§ GIVEN PROBLEM
Return each line of the records with nothing changed, pictures excepted.

§ ENTRIES SUPPLIED

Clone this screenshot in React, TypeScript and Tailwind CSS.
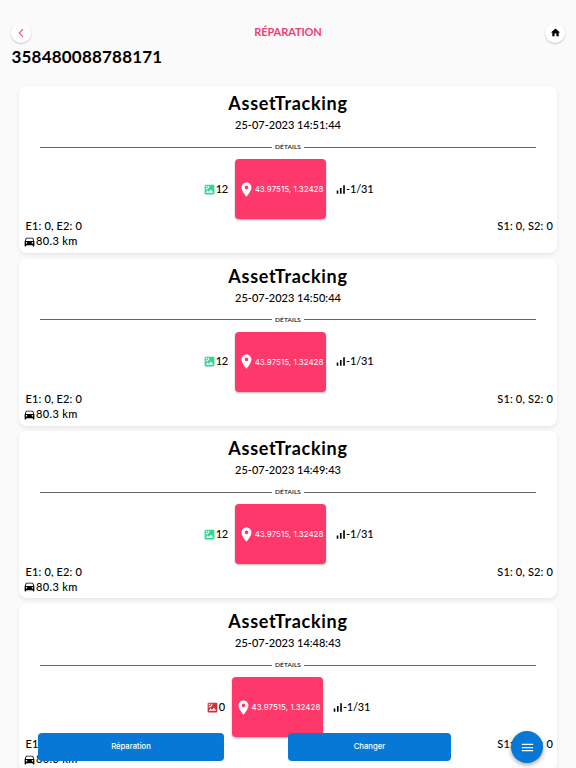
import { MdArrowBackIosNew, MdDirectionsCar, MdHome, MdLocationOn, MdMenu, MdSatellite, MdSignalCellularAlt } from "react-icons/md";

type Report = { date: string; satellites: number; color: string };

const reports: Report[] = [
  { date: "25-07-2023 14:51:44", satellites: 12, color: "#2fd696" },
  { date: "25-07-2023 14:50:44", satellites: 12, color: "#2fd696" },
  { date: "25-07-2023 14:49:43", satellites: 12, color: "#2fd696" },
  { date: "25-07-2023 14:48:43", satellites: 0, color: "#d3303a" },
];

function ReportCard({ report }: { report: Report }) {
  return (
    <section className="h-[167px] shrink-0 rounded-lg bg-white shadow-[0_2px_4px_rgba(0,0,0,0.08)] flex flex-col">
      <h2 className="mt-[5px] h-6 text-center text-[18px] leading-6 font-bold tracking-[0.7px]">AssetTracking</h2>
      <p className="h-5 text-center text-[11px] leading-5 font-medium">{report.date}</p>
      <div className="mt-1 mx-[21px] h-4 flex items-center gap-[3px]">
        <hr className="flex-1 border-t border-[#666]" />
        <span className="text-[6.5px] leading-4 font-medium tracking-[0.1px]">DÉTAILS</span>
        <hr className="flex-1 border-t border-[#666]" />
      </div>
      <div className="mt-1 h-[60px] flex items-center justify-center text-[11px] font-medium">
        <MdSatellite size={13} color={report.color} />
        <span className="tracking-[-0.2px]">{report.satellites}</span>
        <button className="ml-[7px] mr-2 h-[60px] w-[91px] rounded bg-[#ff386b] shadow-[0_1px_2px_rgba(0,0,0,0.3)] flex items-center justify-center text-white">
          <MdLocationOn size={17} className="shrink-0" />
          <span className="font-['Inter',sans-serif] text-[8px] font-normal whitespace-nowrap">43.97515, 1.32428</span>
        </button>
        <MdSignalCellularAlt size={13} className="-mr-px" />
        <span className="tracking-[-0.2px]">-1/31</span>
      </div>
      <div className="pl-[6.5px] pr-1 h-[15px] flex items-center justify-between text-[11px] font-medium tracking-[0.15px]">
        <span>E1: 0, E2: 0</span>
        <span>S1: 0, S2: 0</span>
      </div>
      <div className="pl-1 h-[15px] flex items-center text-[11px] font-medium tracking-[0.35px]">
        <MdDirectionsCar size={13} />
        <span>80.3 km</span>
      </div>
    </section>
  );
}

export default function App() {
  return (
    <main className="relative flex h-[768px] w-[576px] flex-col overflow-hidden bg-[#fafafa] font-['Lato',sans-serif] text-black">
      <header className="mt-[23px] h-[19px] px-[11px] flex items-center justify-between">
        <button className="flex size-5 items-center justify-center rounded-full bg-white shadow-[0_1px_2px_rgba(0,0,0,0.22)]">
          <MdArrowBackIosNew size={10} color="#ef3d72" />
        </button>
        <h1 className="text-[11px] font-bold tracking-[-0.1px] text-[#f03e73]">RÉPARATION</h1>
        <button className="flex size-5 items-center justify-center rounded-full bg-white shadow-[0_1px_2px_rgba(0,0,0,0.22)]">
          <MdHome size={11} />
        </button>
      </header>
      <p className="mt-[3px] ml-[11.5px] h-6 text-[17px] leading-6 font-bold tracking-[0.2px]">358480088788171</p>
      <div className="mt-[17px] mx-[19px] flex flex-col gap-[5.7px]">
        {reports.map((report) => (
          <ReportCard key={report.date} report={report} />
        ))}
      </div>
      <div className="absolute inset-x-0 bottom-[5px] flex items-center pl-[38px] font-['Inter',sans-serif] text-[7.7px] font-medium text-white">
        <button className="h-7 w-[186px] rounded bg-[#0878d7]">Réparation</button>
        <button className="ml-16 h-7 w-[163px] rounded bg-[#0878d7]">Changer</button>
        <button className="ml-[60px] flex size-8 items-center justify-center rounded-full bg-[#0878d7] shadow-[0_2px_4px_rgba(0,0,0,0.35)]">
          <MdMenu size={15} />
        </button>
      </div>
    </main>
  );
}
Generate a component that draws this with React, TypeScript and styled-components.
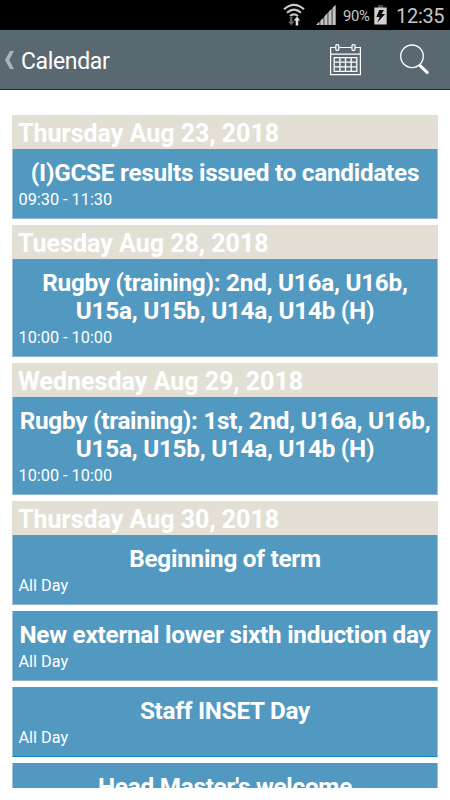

§ OUTPUT FOR THIS EXERCISE
Clone this screenshot in React, TypeScript and Tailwind CSS.
import { MdArrowBackIosNew, MdDirectionsCar, MdHome, MdLocationOn, MdMenu, MdSatellite, MdSignalCellularAlt } from "react-icons/md";

type Report = { date: string; satellites: number; color: string };

const reports: Report[] = [
  { date: "25-07-2023 14:51:44", satellites: 12, color: "#2fd696" },
  { date: "25-07-2023 14:50:44", satellites: 12, color: "#2fd696" },
  { date: "25-07-2023 14:49:43", satellites: 12, color: "#2fd696" },
  { date: "25-07-2023 14:48:43", satellites: 0, color: "#d3303a" },
];

function ReportCard({ report }: { report: Report }) {
  return (
    <section className="h-[167px] shrink-0 rounded-lg bg-white shadow-[0_2px_4px_rgba(0,0,0,0.08)] flex flex-col">
      <h2 className="mt-[5px] h-6 text-center text-[18px] leading-6 font-bold tracking-[0.7px]">AssetTracking</h2>
      <p className="h-5 text-center text-[11px] leading-5 font-medium">{report.date}</p>
      <div className="mt-1 mx-[21px] h-4 flex items-center gap-[3px]">
        <hr className="flex-1 border-t border-[#666]" />
        <span className="text-[6.5px] leading-4 font-medium tracking-[0.1px]">DÉTAILS</span>
        <hr className="flex-1 border-t border-[#666]" />
      </div>
      <div className="mt-1 h-[60px] flex items-center justify-center text-[11px] font-medium">
        <MdSatellite size={13} color={report.color} />
        <span className="tracking-[-0.2px]">{report.satellites}</span>
        <button className="ml-[7px] mr-2 h-[60px] w-[91px] rounded bg-[#ff386b] shadow-[0_1px_2px_rgba(0,0,0,0.3)] flex items-center justify-center text-white">
          <MdLocationOn size={17} className="shrink-0" />
          <span className="font-['Inter',sans-serif] text-[8px] font-normal whitespace-nowrap">43.97515, 1.32428</span>
        </button>
        <MdSignalCellularAlt size={13} className="-mr-px" />
        <span className="tracking-[-0.2px]">-1/31</span>
      </div>
      <div className="pl-[6.5px] pr-1 h-[15px] flex items-center justify-between text-[11px] font-medium tracking-[0.15px]">
        <span>E1: 0, E2: 0</span>
        <span>S1: 0, S2: 0</span>
      </div>
      <div className="pl-1 h-[15px] flex items-center text-[11px] font-medium tracking-[0.35px]">
        <MdDirectionsCar size={13} />
        <span>80.3 km</span>
      </div>
    </section>
  );
}

export default function App() {
  return (
    <main className="relative flex h-[768px] w-[576px] flex-col overflow-hidden bg-[#fafafa] font-['Lato',sans-serif] text-black">
      <header className="mt-[23px] h-[19px] px-[11px] flex items-center justify-between">
        <button className="flex size-5 items-center justify-center rounded-full bg-white shadow-[0_1px_2px_rgba(0,0,0,0.22)]">
          <MdArrowBackIosNew size={10} color="#ef3d72" />
        </button>
        <h1 className="text-[11px] font-bold tracking-[-0.1px] text-[#f03e73]">RÉPARATION</h1>
        <button className="flex size-5 items-center justify-center rounded-full bg-white shadow-[0_1px_2px_rgba(0,0,0,0.22)]">
          <MdHome size={11} />
        </button>
      </header>
      <p className="mt-[3px] ml-[11.5px] h-6 text-[17px] leading-6 font-bold tracking-[0.2px]">358480088788171</p>
      <div className="mt-[17px] mx-[19px] flex flex-col gap-[5.7px]">
        {reports.map((report) => (
          <ReportCard key={report.date} report={report} />
        ))}
      </div>
      <div className="absolute inset-x-0 bottom-[5px] flex items-center pl-[38px] font-['Inter',sans-serif] text-[7.7px] font-medium text-white">
        <button className="h-7 w-[186px] rounded bg-[#0878d7]">Réparation</button>
        <button className="ml-16 h-7 w-[163px] rounded bg-[#0878d7]">Changer</button>
        <button className="ml-[60px] flex size-8 items-center justify-center rounded-full bg-[#0878d7] shadow-[0_2px_4px_rgba(0,0,0,0.35)]">
          <MdMenu size={15} />
        </button>
      </div>
    </main>
  );
}
Generate a component that draws this with React, TypeScript and styled-components.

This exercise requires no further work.